All of the lines below are to be transcribed faithfully, with pictures excluded from the copy.

--- start of Given information ---

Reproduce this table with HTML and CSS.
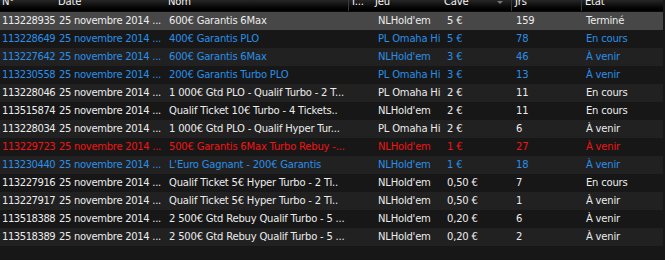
FILE: index.html
```html
<!DOCTYPE html>
<html lang="fr">
<head>
<meta charset="utf-8">
<title>Tournois</title>
<link rel="stylesheet" href="styles.css">
</head>
<body>
<div class="grid">
  <div class="row head">
    <div class="cell"><span>N°</span></div>
    <div class="cell"><span>Date</span></div>
    <div class="cell"><span>Nom</span></div>
    <div class="cell sep"><span>I...</span></div>
    <div class="cell"><span>Jeu</span></div>
    <div class="cell sorted"><span>Cave</span><i class="arrow"></i></div>
    <div class="cell sep"><span>Jrs</span></div>
    <div class="cell sep"><span>Etat</span></div>
  </div>
  <div class="row sel">
    <div class="cell">113228935</div><div class="cell">25 novembre 2014 ...</div><div class="cell">600€ Garantis 6Max</div><div class="cell"></div><div class="cell">NLHold'em</div><div class="cell">5 €</div><div class="cell">159</div><div class="cell">Terminé</div>
  </div>
  <div class="row even blue">
    <div class="cell">113228649</div><div class="cell">25 novembre 2014 ...</div><div class="cell">400€ Garantis PLO</div><div class="cell"></div><div class="cell">PL Omaha Hi</div><div class="cell">5 €</div><div class="cell">78</div><div class="cell">En cours</div>
  </div>
  <div class="row odd blue">
    <div class="cell">113227642</div><div class="cell">25 novembre 2014 ...</div><div class="cell">600€ Garantis 6Max</div><div class="cell"></div><div class="cell">NLHold'em</div><div class="cell">3 €</div><div class="cell">46</div><div class="cell">À venir</div>
  </div>
  <div class="row even blue">
    <div class="cell">113230558</div><div class="cell">25 novembre 2014 ...</div><div class="cell">200€ Garantis Turbo PLO</div><div class="cell"></div><div class="cell">PL Omaha Hi</div><div class="cell">3 €</div><div class="cell">13</div><div class="cell">À venir</div>
  </div>
  <div class="row odd">
    <div class="cell">113228046</div><div class="cell">25 novembre 2014 ...</div><div class="cell">1 000€ Gtd PLO - Qualif Turbo - 2 T...</div><div class="cell"></div><div class="cell">PL Omaha Hi</div><div class="cell">2 €</div><div class="cell">11</div><div class="cell">En cours</div>
  </div>
  <div class="row even">
    <div class="cell">113515874</div><div class="cell">25 novembre 2014 ...</div><div class="cell">Qualif Ticket 10€ Turbo - 4 Tickets..</div><div class="cell"></div><div class="cell">NLHold'em</div><div class="cell">2 €</div><div class="cell">11</div><div class="cell">En cours</div>
  </div>
  <div class="row odd">
    <div class="cell">113228034</div><div class="cell">25 novembre 2014 ...</div><div class="cell">1 000€ Gtd PLO - Qualif Hyper Tur...</div><div class="cell"></div><div class="cell">PL Omaha Hi</div><div class="cell">2 €</div><div class="cell">6</div><div class="cell">À venir</div>
  </div>
  <div class="row even red">
    <div class="cell">113229723</div><div class="cell">25 novembre 2014 ...</div><div class="cell">500€ Garantis 6Max Turbo Rebuy -...</div><div class="cell"></div><div class="cell">NLHold'em</div><div class="cell">1 €</div><div class="cell">27</div><div class="cell">À venir</div>
  </div>
  <div class="row odd blue">
    <div class="cell">113230440</div><div class="cell">25 novembre 2014 ...</div><div class="cell">L'Euro Gagnant - 200€ Garantis</div><div class="cell"></div><div class="cell">NLHold'em</div><div class="cell">1 €</div><div class="cell">18</div><div class="cell">À venir</div>
  </div>
  <div class="row even">
    <div class="cell">113227916</div><div class="cell">25 novembre 2014 ...</div><div class="cell">Qualif Ticket 5€ Hyper Turbo - 2 Ti..</div><div class="cell"></div><div class="cell">NLHold'em</div><div class="cell">0,50 €</div><div class="cell">7</div><div class="cell">En cours</div>
  </div>
  <div class="row odd">
    <div class="cell">113227917</div><div class="cell">25 novembre 2014 ...</div><div class="cell">Qualif Ticket 5€ Hyper Turbo - 2 Ti..</div><div class="cell"></div><div class="cell">NLHold'em</div><div class="cell">0,50 €</div><div class="cell">1</div><div class="cell">À venir</div>
  </div>
  <div class="row even">
    <div class="cell">113518388</div><div class="cell">25 novembre 2014 ...</div><div class="cell">2 500€ Gtd Rebuy Qualif Turbo - 5 ...</div><div class="cell"></div><div class="cell">NLHold'em</div><div class="cell">0,20 €</div><div class="cell">6</div><div class="cell">À venir</div>
  </div>
  <div class="row odd">
    <div class="cell">113518389</div><div class="cell">25 novembre 2014 ...</div><div class="cell">2 500€ Gtd Rebuy Qualif Turbo - 5 ...</div><div class="cell"></div><div class="cell">NLHold'em</div><div class="cell">0,20 €</div><div class="cell">2</div><div class="cell">À venir</div>
  </div>
</div>
</body>
</html>
```

FILE: styles.css
```css
html, body {
  margin: 0;
  padding: 0;
  background: #171717;
  width: 665px;
  height: 260px;
  overflow: hidden;
}
.grid {
  width: 663px;
  font-family: "DejaVu Sans", sans-serif;
  font-size: 10px;
  letter-spacing: -0.2px;
  color: #ececec;
}
.row {
  display: grid;
  grid-template-columns: 56px 110px 182px 25px 69px 69px 70px 1fr;
  height: 18px;
  line-height: 18px;
}
.cell {
  padding-left: 5px;
  white-space: nowrap;
  overflow: hidden;
}
.cell:nth-child(-n+3) {
  padding-left: 3px;
}
.cell:first-child {
  padding-left: 2px;
  letter-spacing: -0.45px;
}
.cell:nth-child(2) {
  letter-spacing: -0.3px;
}
.head {
  height: 11px;
  line-height: 11px;
  background: linear-gradient(#262626, #050505 70%, #000);
  border-bottom: 1px solid #0c0c0c;
  color: #f4f4f4;
}
.head .cell {
  padding-left: 2px;
  position: relative;
  letter-spacing: -0.2px;
}
.head .cell span {
  display: block;
  margin-top: -4px;
}
.head .sep {
  border-left: 1px solid #3a3a3a;
  padding-left: 3px;
}
.arrow {
  position: absolute;
  right: 8px;
  top: 1px;
  width: 0;
  height: 0;
  border-left: 3px solid transparent;
  border-right: 3px solid transparent;
  border-top: 3px solid #777;
}
.sel { background: #474747; }
.odd { background: #212121; }
.even { background: #171717; }
.blue { color: #2a8fe6; }
.red { color: #f01414; }
```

--- end of Given information ---

▶ Answer to the task:
Reproduce this table with HTML and CSS.
FILE: index.html
```html
<!DOCTYPE html>
<html lang="fr">
<head>
<meta charset="utf-8">
<title>Tournois</title>
<link rel="stylesheet" href="styles.css">
</head>
<body>
<div class="grid">
  <div class="row head">
    <div class="cell"><span>N°</span></div>
    <div class="cell"><span>Date</span></div>
    <div class="cell"><span>Nom</span></div>
    <div class="cell sep"><span>I...</span></div>
    <div class="cell"><span>Jeu</span></div>
    <div class="cell sorted"><span>Cave</span><i class="arrow"></i></div>
    <div class="cell sep"><span>Jrs</span></div>
    <div class="cell sep"><span>Etat</span></div>
  </div>
  <div class="row sel">
    <div class="cell">113228935</div><div class="cell">25 novembre 2014 ...</div><div class="cell">600€ Garantis 6Max</div><div class="cell"></div><div class="cell">NLHold'em</div><div class="cell">5 €</div><div class="cell">159</div><div class="cell">Terminé</div>
  </div>
  <div class="row even blue">
    <div class="cell">113228649</div><div class="cell">25 novembre 2014 ...</div><div class="cell">400€ Garantis PLO</div><div class="cell"></div><div class="cell">PL Omaha Hi</div><div class="cell">5 €</div><div class="cell">78</div><div class="cell">En cours</div>
  </div>
  <div class="row odd blue">
    <div class="cell">113227642</div><div class="cell">25 novembre 2014 ...</div><div class="cell">600€ Garantis 6Max</div><div class="cell"></div><div class="cell">NLHold'em</div><div class="cell">3 €</div><div class="cell">46</div><div class="cell">À venir</div>
  </div>
  <div class="row even blue">
    <div class="cell">113230558</div><div class="cell">25 novembre 2014 ...</div><div class="cell">200€ Garantis Turbo PLO</div><div class="cell"></div><div class="cell">PL Omaha Hi</div><div class="cell">3 €</div><div class="cell">13</div><div class="cell">À venir</div>
  </div>
  <div class="row odd">
    <div class="cell">113228046</div><div class="cell">25 novembre 2014 ...</div><div class="cell">1 000€ Gtd PLO - Qualif Turbo - 2 T...</div><div class="cell"></div><div class="cell">PL Omaha Hi</div><div class="cell">2 €</div><div class="cell">11</div><div class="cell">En cours</div>
  </div>
  <div class="row even">
    <div class="cell">113515874</div><div class="cell">25 novembre 2014 ...</div><div class="cell">Qualif Ticket 10€ Turbo - 4 Tickets..</div><div class="cell"></div><div class="cell">NLHold'em</div><div class="cell">2 €</div><div class="cell">11</div><div class="cell">En cours</div>
  </div>
  <div class="row odd">
    <div class="cell">113228034</div><div class="cell">25 novembre 2014 ...</div><div class="cell">1 000€ Gtd PLO - Qualif Hyper Tur...</div><div class="cell"></div><div class="cell">PL Omaha Hi</div><div class="cell">2 €</div><div class="cell">6</div><div class="cell">À venir</div>
  </div>
  <div class="row even red">
    <div class="cell">113229723</div><div class="cell">25 novembre 2014 ...</div><div class="cell">500€ Garantis 6Max Turbo Rebuy -...</div><div class="cell"></div><div class="cell">NLHold'em</div><div class="cell">1 €</div><div class="cell">27</div><div class="cell">À venir</div>
  </div>
  <div class="row odd blue">
    <div class="cell">113230440</div><div class="cell">25 novembre 2014 ...</div><div class="cell">L'Euro Gagnant - 200€ Garantis</div><div class="cell"></div><div class="cell">NLHold'em</div><div class="cell">1 €</div><div class="cell">18</div><div class="cell">À venir</div>
  </div>
  <div class="row even">
    <div class="cell">113227916</div><div class="cell">25 novembre 2014 ...</div><div class="cell">Qualif Ticket 5€ Hyper Turbo - 2 Ti..</div><div class="cell"></div><div class="cell">NLHold'em</div><div class="cell">0,50 €</div><div class="cell">7</div><div class="cell">En cours</div>
  </div>
  <div class="row odd">
    <div class="cell">113227917</div><div class="cell">25 novembre 2014 ...</div><div class="cell">Qualif Ticket 5€ Hyper Turbo - 2 Ti..</div><div class="cell"></div><div class="cell">NLHold'em</div><div class="cell">0,50 €</div><div class="cell">1</div><div class="cell">À venir</div>
  </div>
  <div class="row even">
    <div class="cell">113518388</div><div class="cell">25 novembre 2014 ...</div><div class="cell">2 500€ Gtd Rebuy Qualif Turbo - 5 ...</div><div class="cell"></div><div class="cell">NLHold'em</div><div class="cell">0,20 €</div><div class="cell">6</div><div class="cell">À venir</div>
  </div>
  <div class="row odd">
    <div class="cell">113518389</div><div class="cell">25 novembre 2014 ...</div><div class="cell">2 500€ Gtd Rebuy Qualif Turbo - 5 ...</div><div class="cell"></div><div class="cell">NLHold'em</div><div class="cell">0,20 €</div><div class="cell">2</div><div class="cell">À venir</div>
  </div>
</div>
</body>
</html>
```

FILE: styles.css
```css
html, body {
  margin: 0;
  padding: 0;
  background: #171717;
  width: 665px;
  height: 260px;
  overflow: hidden;
}
.grid {
  width: 663px;
  font-family: "DejaVu Sans", sans-serif;
  font-size: 10px;
  letter-spacing: -0.2px;
  color: #ececec;
}
.row {
  display: grid;
  grid-template-columns: 56px 110px 182px 25px 69px 69px 70px 1fr;
  height: 18px;
  line-height: 18px;
}
.cell {
  padding-left: 5px;
  white-space: nowrap;
  overflow: hidden;
}
.cell:nth-child(-n+3) {
  padding-left: 3px;
}
.cell:first-child {
  padding-left: 2px;
  letter-spacing: -0.45px;
}
.cell:nth-child(2) {
  letter-spacing: -0.3px;
}
.head {
  height: 11px;
  line-height: 11px;
  background: linear-gradient(#262626, #050505 70%, #000);
  border-bottom: 1px solid #0c0c0c;
  color: #f4f4f4;
}
.head .cell {
  padding-left: 2px;
  position: relative;
  letter-spacing: -0.2px;
}
.head .cell span {
  display: block;
  margin-top: -4px;
}
.head .sep {
  border-left: 1px solid #3a3a3a;
  padding-left: 3px;
}
.arrow {
  position: absolute;
  right: 8px;
  top: 1px;
  width: 0;
  height: 0;
  border-left: 3px solid transparent;
  border-right: 3px solid transparent;
  border-top: 3px solid #777;
}
.sel { background: #474747; }
.odd { background: #212121; }
.even { background: #171717; }
.blue { color: #2a8fe6; }
.red { color: #f01414; }
```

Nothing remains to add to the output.